Mohon tunggu...
hendra setiawan
hendra setiawan Mohon Tunggu... Freelancer - Pembelajar Kehidupan. Penyuka Keindahan (Alam dan Ciptaan).

Merekam keindahan untuk kenangan. Menuliskan harapan buat warisan. Membingkai peristiwa untuk menemukan makna. VERBA VOLANT, SCRIPTA MANENT.

Selanjutnya

Tutup

Bahasa Pilihan

Jangan Gengsi dan Malu dengan "Bahasa Ibu"

22 Februari 2022   16:30 Diperbarui: 22 Februari 2022   16:44 688
+
Laporkan Konten
Laporkan Akun
Kompasiana adalah platform blog. Konten ini menjadi tanggung jawab bloger dan tidak mewakili pandangan redaksi Kompas.
Lihat foto
Berbeda bahasa tapi mempersatukan (gambar: pixabay.com/doki7)

Kemarin, saya absen menulis. Rasanya seperti punya hutang karena tak bisa membuat "one day one article".

Tak apalah, saya juga cukup senang karena tulisan terakhir "Trending ala Livi: Muda, Kaya, Bahagia" sanggup nangkring menjadi "Terpopuler" kategori "Lyfe". Juga menjadi turut trending di posisi kedua pada kategori umum. Haha..., ikutan trending dari yang membuat trending.

Pada ilustrasi gambar paling akhir di artikel itu, pada tangkapan layar cuitan Livi terlihat bahagia dengan keberadaan teman yang berasal dari dua kota di Indonesia: Semarang dan Surabaya. Dari statusnya di Twitter dituliskan, "My fiends in Sydney dari Semarang & SBY, lucu bangett mereka ajarin aku jawa", sembari menutupnya dengan emoticon.

Kata-kata dalam bahasa Jawa yang dituliskan Livi antara lain: "Ayuu kabehh" dan "Ga karuwaaann." Juga "JANCOK!!"

Kolase tangkapan layar twitter @livyyrenata
Kolase tangkapan layar twitter @livyyrenata

Hahaha... yang terakhir ini pasti tahu dari mana kosakata ini berasal. Kalau yang merasa asli Surabaya, pasti tahu artinya apa. Buat yang tak paham, kata itu bukan cuma punya arti tunggal seperti rusuh, umpatan kemarahan. Sebenarnya netral, tergantung kalimat yang digunakan. Jadi bisa dimaknai hubungan kedekatan, atau malah pujian.

 

Hari Bahasa Ibu Internasional

Pada tanggal 21 Februari kemarin, sebenarnya ada peristiwa penting terkait dengan bahasa. Ada namanya peringatan "Hari Bahasa Ibu Internasional."
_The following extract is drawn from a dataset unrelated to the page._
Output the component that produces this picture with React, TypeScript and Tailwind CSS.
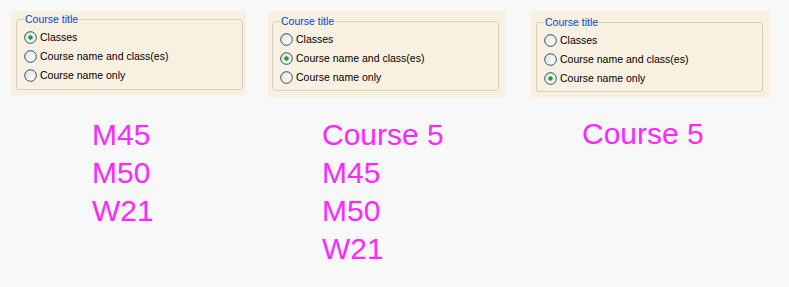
import React from 'react';

const options = ['Classes', 'Course name and class(es)', 'Course name only'];

function Radio({ checked }: { checked: boolean }) {
  return (
    <svg width="13" height="13" viewBox="0 0 13 13" className="shrink-0">
      <defs>
        <linearGradient id="rg" x1="0" y1="0" x2="1" y2="1">
          <stop offset="0" stopColor="#dcd9cf" />
          <stop offset="0.5" stopColor="#f3f2ec" />
          <stop offset="1" stopColor="#ffffff" />
        </linearGradient>
      </defs>
      <circle cx="6.5" cy="6.5" r="5.8" fill="url(#rg)" stroke="#1c5180" strokeWidth="1" />
      {checked && <circle cx="6.5" cy="6.5" r="2.3" fill="#21a121" />}
    </svg>
  );
}

function Panel({ selected, className, fsClass, listClass }: { selected: number; className: string; fsClass: string; listClass: string }) {
  return (
    <div className={`bg-[#f8f0e1] ${className}`}>
      <fieldset className={`border border-[#d6cfbd] rounded-[3px] px-[7px] m-0 min-w-0 ${fsClass}`}>
        <legend className="px-[1px] text-[10.5px] leading-[14px] text-[#0046d5]">Course title</legend>
        <div className={listClass}>
          {options.map((o, i) => (
            <div key={o} className="flex items-center h-[19px] gap-[3px] text-[10.5px] text-black">
              <Radio checked={i === selected} />
              <span>{o}</span>
            </div>
          ))}
        </div>
      </fieldset>
    </div>
  );
}

function Lines({ items, className }: { items: string[]; className: string }) {
  return (
    <div className={`text-[30px] leading-[38px] text-[#ff26ff] ${className}`}>
      {items.map(t => <div key={t}>{t}</div>)}
    </div>
  );
}

export default function App() {
  return (
    <div className="w-[789px] h-[287px] bg-[#f8f8f8] overflow-hidden flex pt-[11px]" style={{ fontFamily: '"Liberation Sans", Arial, sans-serif' }}>
      <div className="ml-[11px] w-[235px] flex flex-col">
        <Panel selected={0} className="h-[84px] pt-[1px] pl-[5px] pr-[3px]" fsClass="pb-[4px]" listClass="pt-[2px]" />
        <Lines items={['M45', 'M50', 'W21']} className="mt-[21px] pl-[81px]" />
      </div>
      <div className="ml-[22px] w-[238px] flex flex-col">
        <Panel selected={1} className="h-[86px] pt-[3px] pl-[4px] pr-[7px]" fsClass="pb-[3px]" listClass="pt-[2px]" />
        <Lines items={['Course 5', 'M45', 'M50', 'W21']} className="mt-[19px] pl-[54px]" />
      </div>
      <div className="ml-[25px] w-[239px] flex flex-col">
        <Panel selected={2} className="h-[87px] pt-[4px] pl-[5px] pr-[7px]" fsClass="pb-[3px]" listClass="pt-[2px]" />
        <Lines items={['Course 5']} className="mt-[17px] pl-[51px]" />
      </div>
    </div>
  );
}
Bahasa Ibu sendiri bisa diartikan sebagai bahasa lokal, bahasa adat, bahasa komunitas. Ia bisa ada di wilayah tertentu, atau bisa pula dituturkan oleh orang-orang tertentu, walaupun tidak berada/tinggal di satu lingkup wilayah tersebut.

Misalnya bahasa Jawa tadi. Orang yang tinggal di luar negeri bisa mempergunakan Bahasa Ibu-nya. Bukan semata orang Jawa yang tinggal di Jawa.

PBB menetapkan peringatan ini bertujuan untuk mengajak masyarakat dunia untuk bisa melestarikan sekaligus melindungi bahasa lokal yang digunakan sejak lahir. Walaupun ada beragam bahasa di dunia, namun PBB hendak memproklamasikan persatuan melalui keragaman bahasa.

Awalnya hal ini melalui mandat dari badan PBB, UNESCO (1999) yang berusaha untuk melestarikan perbedaan budaya dan bahasa sebagai penggerak toleransi antar sesama. Hal itu dipandang penting karena keberagaman bahasa keberadaannya mulai terancam dan makin banyaknya bahasa yang hilang.

Secara global, 40% populasi tidak memiliki akses pendidikan karena tidak menggunakan atau memahami bahasa yang digunakan. Karena itu, UNESCO bersama PBB terus membuat kemajuan di bidang pendidikan, khususnya multibahasa.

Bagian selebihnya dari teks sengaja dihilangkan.